Written task:
Transcribe the whole listing below without changing a word, but leave out every image.

Information provided:
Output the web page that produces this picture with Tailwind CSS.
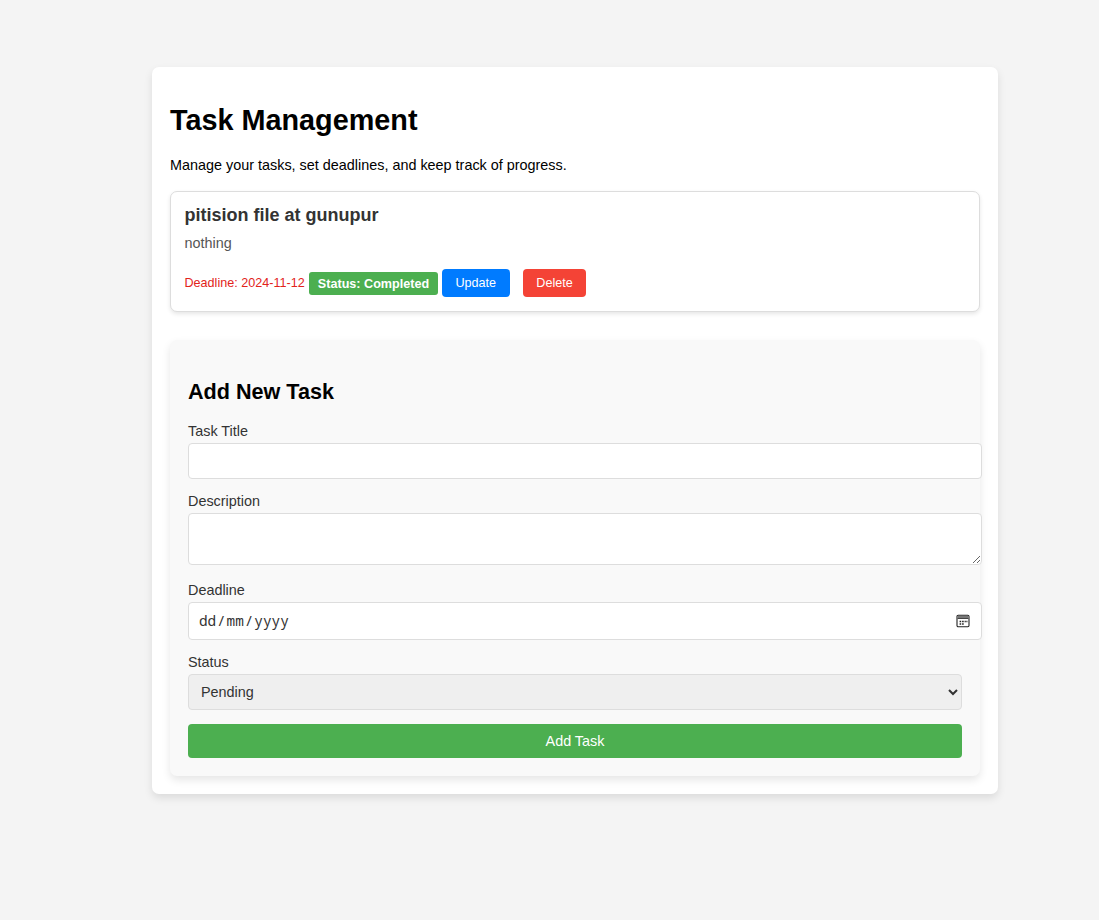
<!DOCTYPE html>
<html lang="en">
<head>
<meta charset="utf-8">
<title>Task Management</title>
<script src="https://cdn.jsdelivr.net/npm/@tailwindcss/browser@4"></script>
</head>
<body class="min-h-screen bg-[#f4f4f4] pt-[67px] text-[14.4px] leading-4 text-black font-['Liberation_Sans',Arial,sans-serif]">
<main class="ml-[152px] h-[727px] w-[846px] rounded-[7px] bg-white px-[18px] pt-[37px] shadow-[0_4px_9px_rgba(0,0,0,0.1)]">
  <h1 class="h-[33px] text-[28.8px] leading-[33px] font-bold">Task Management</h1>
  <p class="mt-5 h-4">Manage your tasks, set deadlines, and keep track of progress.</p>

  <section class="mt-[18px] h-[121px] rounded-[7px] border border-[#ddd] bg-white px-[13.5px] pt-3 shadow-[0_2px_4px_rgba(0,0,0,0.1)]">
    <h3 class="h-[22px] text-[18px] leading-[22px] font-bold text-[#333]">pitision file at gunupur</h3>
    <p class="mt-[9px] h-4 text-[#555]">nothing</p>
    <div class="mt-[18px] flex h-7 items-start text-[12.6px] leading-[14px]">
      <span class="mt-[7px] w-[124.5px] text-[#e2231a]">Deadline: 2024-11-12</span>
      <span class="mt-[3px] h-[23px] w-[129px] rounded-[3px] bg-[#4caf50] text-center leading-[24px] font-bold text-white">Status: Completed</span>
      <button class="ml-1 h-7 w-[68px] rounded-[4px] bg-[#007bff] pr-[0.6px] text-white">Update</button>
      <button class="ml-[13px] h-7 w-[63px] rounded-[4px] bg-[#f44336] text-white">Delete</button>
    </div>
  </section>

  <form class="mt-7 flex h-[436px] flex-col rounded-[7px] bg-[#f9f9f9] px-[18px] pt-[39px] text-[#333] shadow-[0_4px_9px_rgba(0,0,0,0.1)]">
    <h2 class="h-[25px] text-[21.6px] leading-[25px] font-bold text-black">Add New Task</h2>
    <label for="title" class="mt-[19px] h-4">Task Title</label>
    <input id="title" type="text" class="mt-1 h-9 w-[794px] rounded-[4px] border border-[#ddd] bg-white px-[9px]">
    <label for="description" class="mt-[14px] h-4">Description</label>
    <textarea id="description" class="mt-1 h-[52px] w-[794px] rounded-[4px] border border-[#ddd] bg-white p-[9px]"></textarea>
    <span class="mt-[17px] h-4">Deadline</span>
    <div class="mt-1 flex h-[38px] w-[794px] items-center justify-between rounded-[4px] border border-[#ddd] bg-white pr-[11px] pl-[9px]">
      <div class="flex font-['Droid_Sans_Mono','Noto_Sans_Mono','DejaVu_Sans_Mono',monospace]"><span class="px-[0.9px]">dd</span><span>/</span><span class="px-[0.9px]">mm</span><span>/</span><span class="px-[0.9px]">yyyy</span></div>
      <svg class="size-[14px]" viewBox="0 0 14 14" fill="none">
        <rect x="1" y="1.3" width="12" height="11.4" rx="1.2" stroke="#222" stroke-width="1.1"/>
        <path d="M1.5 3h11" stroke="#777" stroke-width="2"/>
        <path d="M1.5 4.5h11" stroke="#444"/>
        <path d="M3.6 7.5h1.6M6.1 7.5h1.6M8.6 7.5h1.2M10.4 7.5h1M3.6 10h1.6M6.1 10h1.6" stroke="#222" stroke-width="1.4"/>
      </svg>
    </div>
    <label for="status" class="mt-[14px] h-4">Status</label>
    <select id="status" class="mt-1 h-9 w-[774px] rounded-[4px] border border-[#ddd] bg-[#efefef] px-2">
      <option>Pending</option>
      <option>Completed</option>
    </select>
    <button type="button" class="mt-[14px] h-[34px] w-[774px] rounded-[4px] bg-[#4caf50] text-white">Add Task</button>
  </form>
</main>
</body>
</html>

Result below:
Output the web page that produces this picture with Tailwind CSS.
<!DOCTYPE html>
<html lang="en">
<head>
<meta charset="utf-8">
<title>Task Management</title>
<script src="https://cdn.jsdelivr.net/npm/@tailwindcss/browser@4"></script>
</head>
<body class="min-h-screen bg-[#f4f4f4] pt-[67px] text-[14.4px] leading-4 text-black font-['Liberation_Sans',Arial,sans-serif]">
<main class="ml-[152px] h-[727px] w-[846px] rounded-[7px] bg-white px-[18px] pt-[37px] shadow-[0_4px_9px_rgba(0,0,0,0.1)]">
  <h1 class="h-[33px] text-[28.8px] leading-[33px] font-bold">Task Management</h1>
  <p class="mt-5 h-4">Manage your tasks, set deadlines, and keep track of progress.</p>

  <section class="mt-[18px] h-[121px] rounded-[7px] border border-[#ddd] bg-white px-[13.5px] pt-3 shadow-[0_2px_4px_rgba(0,0,0,0.1)]">
    <h3 class="h-[22px] text-[18px] leading-[22px] font-bold text-[#333]">pitision file at gunupur</h3>
    <p class="mt-[9px] h-4 text-[#555]">nothing</p>
    <div class="mt-[18px] flex h-7 items-start text-[12.6px] leading-[14px]">
      <span class="mt-[7px] w-[124.5px] text-[#e2231a]">Deadline: 2024-11-12</span>
      <span class="mt-[3px] h-[23px] w-[129px] rounded-[3px] bg-[#4caf50] text-center leading-[24px] font-bold text-white">Status: Completed</span>
      <button class="ml-1 h-7 w-[68px] rounded-[4px] bg-[#007bff] pr-[0.6px] text-white">Update</button>
      <button class="ml-[13px] h-7 w-[63px] rounded-[4px] bg-[#f44336] text-white">Delete</button>
    </div>
  </section>

  <form class="mt-7 flex h-[436px] flex-col rounded-[7px] bg-[#f9f9f9] px-[18px] pt-[39px] text-[#333] shadow-[0_4px_9px_rgba(0,0,0,0.1)]">
    <h2 class="h-[25px] text-[21.6px] leading-[25px] font-bold text-black">Add New Task</h2>
    <label for="title" class="mt-[19px] h-4">Task Title</label>
    <input id="title" type="text" class="mt-1 h-9 w-[794px] rounded-[4px] border border-[#ddd] bg-white px-[9px]">
    <label for="description" class="mt-[14px] h-4">Description</label>
    <textarea id="description" class="mt-1 h-[52px] w-[794px] rounded-[4px] border border-[#ddd] bg-white p-[9px]"></textarea>
    <span class="mt-[17px] h-4">Deadline</span>
    <div class="mt-1 flex h-[38px] w-[794px] items-center justify-between rounded-[4px] border border-[#ddd] bg-white pr-[11px] pl-[9px]">
      <div class="flex font-['Droid_Sans_Mono','Noto_Sans_Mono','DejaVu_Sans_Mono',monospace]"><span class="px-[0.9px]">dd</span><span>/</span><span class="px-[0.9px]">mm</span><span>/</span><span class="px-[0.9px]">yyyy</span></div>
      <svg class="size-[14px]" viewBox="0 0 14 14" fill="none">
        <rect x="1" y="1.3" width="12" height="11.4" rx="1.2" stroke="#222" stroke-width="1.1"/>
        <path d="M1.5 3h11" stroke="#777" stroke-width="2"/>
        <path d="M1.5 4.5h11" stroke="#444"/>
        <path d="M3.6 7.5h1.6M6.1 7.5h1.6M8.6 7.5h1.2M10.4 7.5h1M3.6 10h1.6M6.1 10h1.6" stroke="#222" stroke-width="1.4"/>
      </svg>
    </div>
    <label for="status" class="mt-[14px] h-4">Status</label>
    <select id="status" class="mt-1 h-9 w-[774px] rounded-[4px] border border-[#ddd] bg-[#efefef] px-2">
      <option>Pending</option>
      <option>Completed</option>
    </select>
    <button type="button" class="mt-[14px] h-[34px] w-[774px] rounded-[4px] bg-[#4caf50] text-white">Add Task</button>
  </form>
</main>
</body>
</html>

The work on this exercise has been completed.